## Data block
## BEGIN

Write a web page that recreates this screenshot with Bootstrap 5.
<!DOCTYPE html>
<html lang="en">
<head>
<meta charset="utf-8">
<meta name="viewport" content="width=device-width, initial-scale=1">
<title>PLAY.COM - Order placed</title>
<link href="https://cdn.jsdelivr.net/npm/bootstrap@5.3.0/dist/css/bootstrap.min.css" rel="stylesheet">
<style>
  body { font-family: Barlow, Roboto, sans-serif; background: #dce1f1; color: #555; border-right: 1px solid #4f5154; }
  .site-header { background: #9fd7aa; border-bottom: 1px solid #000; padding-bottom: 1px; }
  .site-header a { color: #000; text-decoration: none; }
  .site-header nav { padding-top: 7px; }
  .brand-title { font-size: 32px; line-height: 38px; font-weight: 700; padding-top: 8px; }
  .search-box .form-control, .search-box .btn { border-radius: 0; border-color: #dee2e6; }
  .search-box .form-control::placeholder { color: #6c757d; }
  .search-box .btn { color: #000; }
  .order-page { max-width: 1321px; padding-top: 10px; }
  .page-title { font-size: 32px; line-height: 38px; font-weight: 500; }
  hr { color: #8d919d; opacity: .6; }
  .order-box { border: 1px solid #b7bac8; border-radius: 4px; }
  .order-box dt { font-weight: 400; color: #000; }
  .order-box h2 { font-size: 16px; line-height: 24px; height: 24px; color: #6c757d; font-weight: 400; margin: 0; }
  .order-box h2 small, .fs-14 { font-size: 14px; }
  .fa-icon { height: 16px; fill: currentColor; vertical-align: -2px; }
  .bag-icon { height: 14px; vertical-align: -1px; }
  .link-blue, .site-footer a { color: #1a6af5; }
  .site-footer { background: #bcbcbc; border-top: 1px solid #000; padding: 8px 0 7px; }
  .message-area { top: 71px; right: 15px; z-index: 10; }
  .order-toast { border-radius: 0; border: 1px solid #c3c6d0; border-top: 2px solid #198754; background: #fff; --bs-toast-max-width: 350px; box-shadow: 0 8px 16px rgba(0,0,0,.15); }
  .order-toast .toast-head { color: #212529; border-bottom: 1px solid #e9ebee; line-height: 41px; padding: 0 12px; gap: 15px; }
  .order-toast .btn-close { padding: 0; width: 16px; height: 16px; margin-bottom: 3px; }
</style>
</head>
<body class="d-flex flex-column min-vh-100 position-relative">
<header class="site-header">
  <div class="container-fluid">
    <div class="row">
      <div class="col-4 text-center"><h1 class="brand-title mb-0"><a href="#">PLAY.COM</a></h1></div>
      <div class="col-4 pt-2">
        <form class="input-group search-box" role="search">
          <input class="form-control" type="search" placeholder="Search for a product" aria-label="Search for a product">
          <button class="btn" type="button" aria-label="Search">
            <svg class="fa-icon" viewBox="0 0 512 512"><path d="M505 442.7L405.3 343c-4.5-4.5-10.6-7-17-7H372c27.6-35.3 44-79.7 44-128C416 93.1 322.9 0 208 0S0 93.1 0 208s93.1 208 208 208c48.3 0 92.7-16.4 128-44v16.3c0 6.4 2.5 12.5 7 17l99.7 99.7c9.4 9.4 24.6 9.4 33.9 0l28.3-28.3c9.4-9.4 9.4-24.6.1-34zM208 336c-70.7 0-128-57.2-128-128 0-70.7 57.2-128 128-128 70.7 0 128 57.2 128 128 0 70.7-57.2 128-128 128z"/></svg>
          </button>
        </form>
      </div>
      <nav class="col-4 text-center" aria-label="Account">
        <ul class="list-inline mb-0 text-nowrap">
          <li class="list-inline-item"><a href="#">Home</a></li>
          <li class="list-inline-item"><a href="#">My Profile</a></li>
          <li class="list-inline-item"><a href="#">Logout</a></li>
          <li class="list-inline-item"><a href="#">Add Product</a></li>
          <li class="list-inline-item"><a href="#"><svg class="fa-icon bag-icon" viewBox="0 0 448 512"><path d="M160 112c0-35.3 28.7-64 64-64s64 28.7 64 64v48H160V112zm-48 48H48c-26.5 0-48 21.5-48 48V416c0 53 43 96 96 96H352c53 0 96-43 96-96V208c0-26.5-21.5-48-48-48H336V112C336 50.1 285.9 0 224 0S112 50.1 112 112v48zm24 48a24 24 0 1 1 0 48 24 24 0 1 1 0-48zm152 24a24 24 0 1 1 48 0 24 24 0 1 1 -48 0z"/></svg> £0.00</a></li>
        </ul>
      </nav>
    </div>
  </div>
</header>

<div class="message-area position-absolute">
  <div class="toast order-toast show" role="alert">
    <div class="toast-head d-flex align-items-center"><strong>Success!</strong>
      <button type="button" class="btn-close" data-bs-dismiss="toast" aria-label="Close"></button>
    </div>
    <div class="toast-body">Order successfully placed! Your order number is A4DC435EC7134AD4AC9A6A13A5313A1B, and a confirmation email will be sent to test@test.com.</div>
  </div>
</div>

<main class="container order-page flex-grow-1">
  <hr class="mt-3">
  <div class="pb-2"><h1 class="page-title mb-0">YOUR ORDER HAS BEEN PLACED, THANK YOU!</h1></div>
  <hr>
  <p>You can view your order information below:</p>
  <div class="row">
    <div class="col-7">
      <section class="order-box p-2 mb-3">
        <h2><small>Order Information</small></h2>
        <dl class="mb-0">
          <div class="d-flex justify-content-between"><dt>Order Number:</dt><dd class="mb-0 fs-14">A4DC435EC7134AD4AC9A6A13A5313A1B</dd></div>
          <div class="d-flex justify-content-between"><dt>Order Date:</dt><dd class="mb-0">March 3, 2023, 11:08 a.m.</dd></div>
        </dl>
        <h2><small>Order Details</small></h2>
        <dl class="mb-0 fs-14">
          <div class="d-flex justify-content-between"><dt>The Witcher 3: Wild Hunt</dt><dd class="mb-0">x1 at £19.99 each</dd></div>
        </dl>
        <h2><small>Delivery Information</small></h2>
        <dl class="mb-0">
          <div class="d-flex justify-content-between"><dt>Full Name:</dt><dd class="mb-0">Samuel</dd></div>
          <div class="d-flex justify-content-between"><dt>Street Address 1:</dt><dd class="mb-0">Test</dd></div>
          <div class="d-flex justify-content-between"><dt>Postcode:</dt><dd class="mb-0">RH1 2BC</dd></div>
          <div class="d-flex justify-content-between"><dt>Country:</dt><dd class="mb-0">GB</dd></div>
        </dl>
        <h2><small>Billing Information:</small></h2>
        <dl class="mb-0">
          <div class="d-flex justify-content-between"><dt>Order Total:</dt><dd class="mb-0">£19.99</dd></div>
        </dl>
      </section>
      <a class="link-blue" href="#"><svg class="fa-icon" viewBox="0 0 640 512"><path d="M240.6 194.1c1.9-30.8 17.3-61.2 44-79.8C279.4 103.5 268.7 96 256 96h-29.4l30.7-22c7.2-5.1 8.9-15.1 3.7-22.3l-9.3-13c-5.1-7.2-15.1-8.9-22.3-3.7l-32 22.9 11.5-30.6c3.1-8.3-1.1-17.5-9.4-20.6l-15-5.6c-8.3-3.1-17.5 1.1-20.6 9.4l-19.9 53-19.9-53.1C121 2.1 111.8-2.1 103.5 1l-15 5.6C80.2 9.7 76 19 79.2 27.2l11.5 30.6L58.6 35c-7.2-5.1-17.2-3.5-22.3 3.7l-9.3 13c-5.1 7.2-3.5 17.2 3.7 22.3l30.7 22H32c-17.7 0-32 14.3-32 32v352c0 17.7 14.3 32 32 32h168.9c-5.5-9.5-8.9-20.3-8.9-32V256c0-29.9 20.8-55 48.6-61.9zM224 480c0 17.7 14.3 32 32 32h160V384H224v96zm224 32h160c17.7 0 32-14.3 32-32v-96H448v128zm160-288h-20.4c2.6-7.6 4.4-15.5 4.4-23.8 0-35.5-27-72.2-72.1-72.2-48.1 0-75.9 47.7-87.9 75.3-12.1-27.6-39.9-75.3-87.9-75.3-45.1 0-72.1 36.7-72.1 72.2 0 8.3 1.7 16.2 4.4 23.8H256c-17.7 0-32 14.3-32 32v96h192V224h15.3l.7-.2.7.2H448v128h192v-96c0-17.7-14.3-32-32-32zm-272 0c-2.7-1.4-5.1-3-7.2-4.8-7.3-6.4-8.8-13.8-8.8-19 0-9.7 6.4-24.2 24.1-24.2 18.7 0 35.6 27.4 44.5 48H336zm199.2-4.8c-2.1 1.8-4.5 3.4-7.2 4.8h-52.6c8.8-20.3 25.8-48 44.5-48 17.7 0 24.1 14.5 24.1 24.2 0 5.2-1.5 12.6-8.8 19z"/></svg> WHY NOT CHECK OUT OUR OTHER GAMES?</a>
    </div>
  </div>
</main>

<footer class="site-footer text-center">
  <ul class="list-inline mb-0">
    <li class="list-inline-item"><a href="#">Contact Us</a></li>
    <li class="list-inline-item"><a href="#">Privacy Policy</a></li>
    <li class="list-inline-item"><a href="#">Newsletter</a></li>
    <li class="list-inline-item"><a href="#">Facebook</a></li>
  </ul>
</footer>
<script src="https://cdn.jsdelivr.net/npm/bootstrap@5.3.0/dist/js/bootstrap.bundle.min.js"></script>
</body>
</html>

## END

## Given task
Copy every line in the listing above where the string "page" turns up.

## Problem solution
Write a web page that recreates this screenshot with Bootstrap 5.
  .order-page { max-width: 1321px; padding-top: 10px; }
  .page-title { font-size: 32px; line-height: 38px; font-weight: 500; }
<main class="container order-page flex-grow-1">
  <div class="pb-2"><h1 class="page-title mb-0">YOUR ORDER HAS BEEN PLACED, THANK YOU!</h1></div>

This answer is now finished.